We agree to maintain an adequately staffed advertising department to perform the services we customarily provide in administering the advertising and other programs funded by the MAF. Subject to the provisions stated in Section 3.4, we are entitled to be paid each year from the MAF for such services in an amount equal to 2.75% of all contributions by all Meineke Car Care Centers to the MAF (“the Annual Administrative Expense”)….

(Form 05/2013 Meineke FTA § 8.2). (Emphasis added).

The two sentences quoted above are mutually dependent upon each other. Not only must Meineke maintain an adequately staffed advertising department, but the 2.75% can only be used for the maintenance of that advertising department by Meineke, not Driven Brands or one of its affiliates. Meineke has roughly 800 centers in the Meineke chain contributing an approximate total of more than $35,000,000.00 annually to the MAF. That means that Meineke has somewhere North of $950,000.00 available per year to support Meineke’s in-house advertising department. Meineke Dealers seem to be having a very different experience with this issue as well.

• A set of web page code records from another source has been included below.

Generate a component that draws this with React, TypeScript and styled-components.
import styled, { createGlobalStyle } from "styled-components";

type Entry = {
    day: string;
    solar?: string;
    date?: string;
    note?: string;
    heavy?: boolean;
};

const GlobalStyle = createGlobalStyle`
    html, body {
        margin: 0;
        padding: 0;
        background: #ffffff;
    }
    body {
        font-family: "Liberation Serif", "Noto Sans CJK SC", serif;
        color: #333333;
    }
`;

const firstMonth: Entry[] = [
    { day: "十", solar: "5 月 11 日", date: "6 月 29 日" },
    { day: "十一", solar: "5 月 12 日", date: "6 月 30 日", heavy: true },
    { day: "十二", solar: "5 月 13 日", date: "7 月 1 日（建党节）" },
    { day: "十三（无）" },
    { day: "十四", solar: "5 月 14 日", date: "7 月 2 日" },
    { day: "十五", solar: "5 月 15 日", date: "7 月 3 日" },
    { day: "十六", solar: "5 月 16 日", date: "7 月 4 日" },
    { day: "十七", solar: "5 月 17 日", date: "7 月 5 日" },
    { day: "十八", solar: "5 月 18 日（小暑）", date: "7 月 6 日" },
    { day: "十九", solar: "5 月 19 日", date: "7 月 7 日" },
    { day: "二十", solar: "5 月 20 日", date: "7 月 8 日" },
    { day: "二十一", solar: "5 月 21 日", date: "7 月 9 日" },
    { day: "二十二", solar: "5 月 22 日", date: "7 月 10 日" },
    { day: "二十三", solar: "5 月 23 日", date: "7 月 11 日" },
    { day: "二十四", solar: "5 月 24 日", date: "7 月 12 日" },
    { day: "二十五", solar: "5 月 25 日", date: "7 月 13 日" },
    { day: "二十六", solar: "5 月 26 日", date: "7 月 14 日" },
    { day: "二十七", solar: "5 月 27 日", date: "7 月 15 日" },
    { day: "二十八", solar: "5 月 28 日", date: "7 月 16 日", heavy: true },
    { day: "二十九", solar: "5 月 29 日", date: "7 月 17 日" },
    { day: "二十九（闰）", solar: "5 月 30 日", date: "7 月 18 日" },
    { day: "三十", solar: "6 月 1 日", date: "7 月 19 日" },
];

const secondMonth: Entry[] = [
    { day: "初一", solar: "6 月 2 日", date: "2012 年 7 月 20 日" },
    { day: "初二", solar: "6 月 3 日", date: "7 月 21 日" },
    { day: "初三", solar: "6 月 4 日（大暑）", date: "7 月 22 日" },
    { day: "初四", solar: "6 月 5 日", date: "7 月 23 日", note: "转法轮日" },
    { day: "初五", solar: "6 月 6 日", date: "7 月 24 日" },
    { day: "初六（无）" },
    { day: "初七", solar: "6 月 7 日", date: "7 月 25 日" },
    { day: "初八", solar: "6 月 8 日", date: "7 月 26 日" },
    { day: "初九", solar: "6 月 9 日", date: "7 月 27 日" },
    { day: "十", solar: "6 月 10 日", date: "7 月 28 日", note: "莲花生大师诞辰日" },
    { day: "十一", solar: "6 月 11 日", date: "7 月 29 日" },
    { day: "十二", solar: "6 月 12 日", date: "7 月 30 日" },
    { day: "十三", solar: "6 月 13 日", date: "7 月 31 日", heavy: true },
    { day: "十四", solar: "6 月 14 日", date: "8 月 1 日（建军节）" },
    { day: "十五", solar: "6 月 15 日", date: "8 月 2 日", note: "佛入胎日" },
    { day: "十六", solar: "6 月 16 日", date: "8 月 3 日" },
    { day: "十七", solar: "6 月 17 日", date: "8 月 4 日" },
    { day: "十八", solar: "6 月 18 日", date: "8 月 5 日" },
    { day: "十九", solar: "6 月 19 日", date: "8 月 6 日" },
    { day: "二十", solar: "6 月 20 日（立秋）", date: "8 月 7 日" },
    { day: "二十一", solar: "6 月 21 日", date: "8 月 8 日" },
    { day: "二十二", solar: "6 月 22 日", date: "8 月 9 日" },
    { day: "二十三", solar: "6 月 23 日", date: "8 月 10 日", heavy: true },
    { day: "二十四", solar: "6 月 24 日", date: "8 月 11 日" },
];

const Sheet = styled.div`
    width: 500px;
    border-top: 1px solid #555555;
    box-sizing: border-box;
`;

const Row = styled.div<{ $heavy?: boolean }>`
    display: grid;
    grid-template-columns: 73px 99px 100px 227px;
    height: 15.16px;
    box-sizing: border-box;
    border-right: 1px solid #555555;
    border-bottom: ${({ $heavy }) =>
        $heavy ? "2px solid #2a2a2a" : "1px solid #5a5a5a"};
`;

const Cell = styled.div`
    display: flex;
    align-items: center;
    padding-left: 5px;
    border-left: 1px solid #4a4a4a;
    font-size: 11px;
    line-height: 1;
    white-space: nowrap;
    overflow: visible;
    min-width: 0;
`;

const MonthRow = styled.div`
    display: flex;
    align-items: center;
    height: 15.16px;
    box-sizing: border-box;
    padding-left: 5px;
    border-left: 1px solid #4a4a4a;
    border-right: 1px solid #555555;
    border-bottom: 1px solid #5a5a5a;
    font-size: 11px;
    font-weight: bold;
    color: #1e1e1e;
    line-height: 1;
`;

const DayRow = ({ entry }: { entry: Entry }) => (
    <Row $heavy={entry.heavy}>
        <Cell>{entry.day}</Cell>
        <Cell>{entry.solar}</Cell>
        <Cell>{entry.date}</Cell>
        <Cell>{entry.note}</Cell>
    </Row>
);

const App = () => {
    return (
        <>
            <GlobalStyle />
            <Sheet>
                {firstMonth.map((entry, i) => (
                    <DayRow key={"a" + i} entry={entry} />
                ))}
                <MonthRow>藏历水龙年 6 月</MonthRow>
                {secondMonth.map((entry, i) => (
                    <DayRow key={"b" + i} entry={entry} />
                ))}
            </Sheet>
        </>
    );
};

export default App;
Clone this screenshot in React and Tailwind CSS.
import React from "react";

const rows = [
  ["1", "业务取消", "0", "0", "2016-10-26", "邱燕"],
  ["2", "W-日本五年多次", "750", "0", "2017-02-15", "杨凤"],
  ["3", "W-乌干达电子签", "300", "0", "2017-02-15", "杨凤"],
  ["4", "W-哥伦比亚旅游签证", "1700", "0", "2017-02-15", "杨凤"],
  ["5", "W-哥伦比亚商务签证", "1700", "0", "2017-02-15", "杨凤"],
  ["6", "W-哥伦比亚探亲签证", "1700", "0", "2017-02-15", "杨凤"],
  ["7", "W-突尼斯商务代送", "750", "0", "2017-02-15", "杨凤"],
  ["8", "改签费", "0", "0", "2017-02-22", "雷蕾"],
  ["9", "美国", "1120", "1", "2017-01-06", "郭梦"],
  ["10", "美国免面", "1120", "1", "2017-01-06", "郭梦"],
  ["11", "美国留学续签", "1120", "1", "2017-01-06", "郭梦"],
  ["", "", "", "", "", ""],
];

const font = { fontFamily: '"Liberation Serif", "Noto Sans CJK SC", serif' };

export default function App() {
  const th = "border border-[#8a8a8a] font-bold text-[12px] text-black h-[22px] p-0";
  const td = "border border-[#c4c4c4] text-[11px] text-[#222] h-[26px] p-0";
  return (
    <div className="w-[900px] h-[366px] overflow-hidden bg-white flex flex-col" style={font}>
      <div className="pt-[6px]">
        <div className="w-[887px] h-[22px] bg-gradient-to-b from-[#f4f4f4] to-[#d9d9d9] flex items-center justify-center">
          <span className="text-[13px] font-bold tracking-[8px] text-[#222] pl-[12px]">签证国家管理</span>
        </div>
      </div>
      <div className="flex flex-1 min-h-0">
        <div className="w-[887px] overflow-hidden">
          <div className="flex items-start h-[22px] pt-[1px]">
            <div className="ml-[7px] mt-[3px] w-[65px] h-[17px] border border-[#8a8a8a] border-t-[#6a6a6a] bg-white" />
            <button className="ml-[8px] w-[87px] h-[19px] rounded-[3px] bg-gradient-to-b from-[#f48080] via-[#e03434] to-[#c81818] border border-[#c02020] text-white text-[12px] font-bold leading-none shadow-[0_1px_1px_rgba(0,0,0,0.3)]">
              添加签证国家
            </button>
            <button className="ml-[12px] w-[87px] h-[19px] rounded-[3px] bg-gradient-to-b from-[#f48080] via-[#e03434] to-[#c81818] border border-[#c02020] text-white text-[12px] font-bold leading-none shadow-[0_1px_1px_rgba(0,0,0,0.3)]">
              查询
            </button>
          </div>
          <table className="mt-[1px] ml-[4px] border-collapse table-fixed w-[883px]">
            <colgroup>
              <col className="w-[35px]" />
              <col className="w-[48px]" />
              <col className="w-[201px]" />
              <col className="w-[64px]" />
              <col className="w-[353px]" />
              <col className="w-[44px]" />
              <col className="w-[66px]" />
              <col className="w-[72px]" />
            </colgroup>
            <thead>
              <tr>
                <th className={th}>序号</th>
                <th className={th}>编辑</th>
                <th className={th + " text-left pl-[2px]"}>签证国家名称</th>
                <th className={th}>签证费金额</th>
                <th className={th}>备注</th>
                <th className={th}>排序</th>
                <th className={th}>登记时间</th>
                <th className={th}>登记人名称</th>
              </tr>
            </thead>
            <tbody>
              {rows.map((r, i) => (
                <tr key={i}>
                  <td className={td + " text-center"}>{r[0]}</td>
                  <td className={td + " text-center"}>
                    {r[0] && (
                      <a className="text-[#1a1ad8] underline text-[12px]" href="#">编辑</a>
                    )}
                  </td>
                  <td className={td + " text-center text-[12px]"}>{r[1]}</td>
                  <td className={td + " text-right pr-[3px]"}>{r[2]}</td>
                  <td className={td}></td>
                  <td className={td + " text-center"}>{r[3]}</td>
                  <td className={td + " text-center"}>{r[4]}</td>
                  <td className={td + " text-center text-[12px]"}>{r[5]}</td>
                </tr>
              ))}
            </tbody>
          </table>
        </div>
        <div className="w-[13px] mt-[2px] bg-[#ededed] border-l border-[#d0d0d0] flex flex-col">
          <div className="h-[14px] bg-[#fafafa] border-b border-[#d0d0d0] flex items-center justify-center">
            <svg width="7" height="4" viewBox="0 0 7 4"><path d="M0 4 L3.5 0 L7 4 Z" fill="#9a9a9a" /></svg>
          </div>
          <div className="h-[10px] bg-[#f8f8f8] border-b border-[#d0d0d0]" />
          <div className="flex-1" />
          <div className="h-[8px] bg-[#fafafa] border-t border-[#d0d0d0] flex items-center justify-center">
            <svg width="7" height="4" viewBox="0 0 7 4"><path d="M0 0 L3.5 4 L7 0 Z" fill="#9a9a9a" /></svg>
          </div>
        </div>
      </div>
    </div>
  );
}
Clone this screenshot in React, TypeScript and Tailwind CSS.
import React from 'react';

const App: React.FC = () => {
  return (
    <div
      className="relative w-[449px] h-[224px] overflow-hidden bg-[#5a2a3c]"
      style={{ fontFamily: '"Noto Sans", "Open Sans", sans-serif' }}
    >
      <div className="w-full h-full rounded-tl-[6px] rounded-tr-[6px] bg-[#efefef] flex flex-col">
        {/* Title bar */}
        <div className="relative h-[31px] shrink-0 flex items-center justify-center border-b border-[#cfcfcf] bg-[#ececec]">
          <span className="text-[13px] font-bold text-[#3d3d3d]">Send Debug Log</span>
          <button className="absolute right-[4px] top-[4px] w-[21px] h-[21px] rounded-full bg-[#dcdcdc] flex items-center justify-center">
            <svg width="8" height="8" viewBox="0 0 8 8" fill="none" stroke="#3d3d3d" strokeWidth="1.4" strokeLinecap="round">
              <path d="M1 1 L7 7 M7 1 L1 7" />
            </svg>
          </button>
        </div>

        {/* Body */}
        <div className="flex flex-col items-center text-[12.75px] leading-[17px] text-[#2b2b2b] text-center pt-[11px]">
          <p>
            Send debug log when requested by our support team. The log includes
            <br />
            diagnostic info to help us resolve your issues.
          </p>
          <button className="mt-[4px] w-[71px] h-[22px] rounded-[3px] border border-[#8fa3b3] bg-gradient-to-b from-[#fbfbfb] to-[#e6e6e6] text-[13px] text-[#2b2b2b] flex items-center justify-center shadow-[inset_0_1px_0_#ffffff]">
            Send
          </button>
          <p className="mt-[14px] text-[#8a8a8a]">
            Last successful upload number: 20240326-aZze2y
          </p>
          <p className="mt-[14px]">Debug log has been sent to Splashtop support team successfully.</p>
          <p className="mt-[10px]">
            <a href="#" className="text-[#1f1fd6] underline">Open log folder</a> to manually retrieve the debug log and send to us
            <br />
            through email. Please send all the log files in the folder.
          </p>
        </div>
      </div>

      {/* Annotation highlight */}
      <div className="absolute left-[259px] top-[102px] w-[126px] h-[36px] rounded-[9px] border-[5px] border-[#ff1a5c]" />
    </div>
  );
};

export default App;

At least one Meineke Dealer recently received an e-mail about the $14.95 oil change from a person whose signature line contained the Maaco logo and the title “Integrated Media Manager.” Another Meineke Dealer did not know that Meineke had delivered discount coupons to the public and amended his website until a customer walked in with the coupons. And, there was the severe limitation on the availability of any advertising for many Meineke Dealers for the first quarter of 2014.

In the mid-1990’s a conglomerate called Cendant tried to manage numerous brands including hotel chains, real estate and relocation services, and even car rental agencies. Cendant’s venture failed. The Meineke FTA requires that Meineke provide the in-house advertising services with the money allocated from the MAF “for such services.” Put another way, the Meineke MAF money can not be paid to an affiliate such as Maaco to deliver in-house advertising services for Meineke. Moreover, Meineke is responsible for the management of the MAF fund.

Pursuant to the provisions of Section 8.2 of the Meineke FTA, the Meineke Dealer Association (hereafter “MDA”) is entitled to periodically review the books and records of the MAF. Not only has the MDA conducted such reviews over the past several years, but this process is consistent with Meineke’s commitment to full transparency. The next review of the MAF fund is scheduled in the coming months. The MDA looks forward to Meineke’s assistance and cooperation in that review.

This article is intended for informational purposes only and is not to be relied upon as legal advice, as individual facts and circumstances may vary.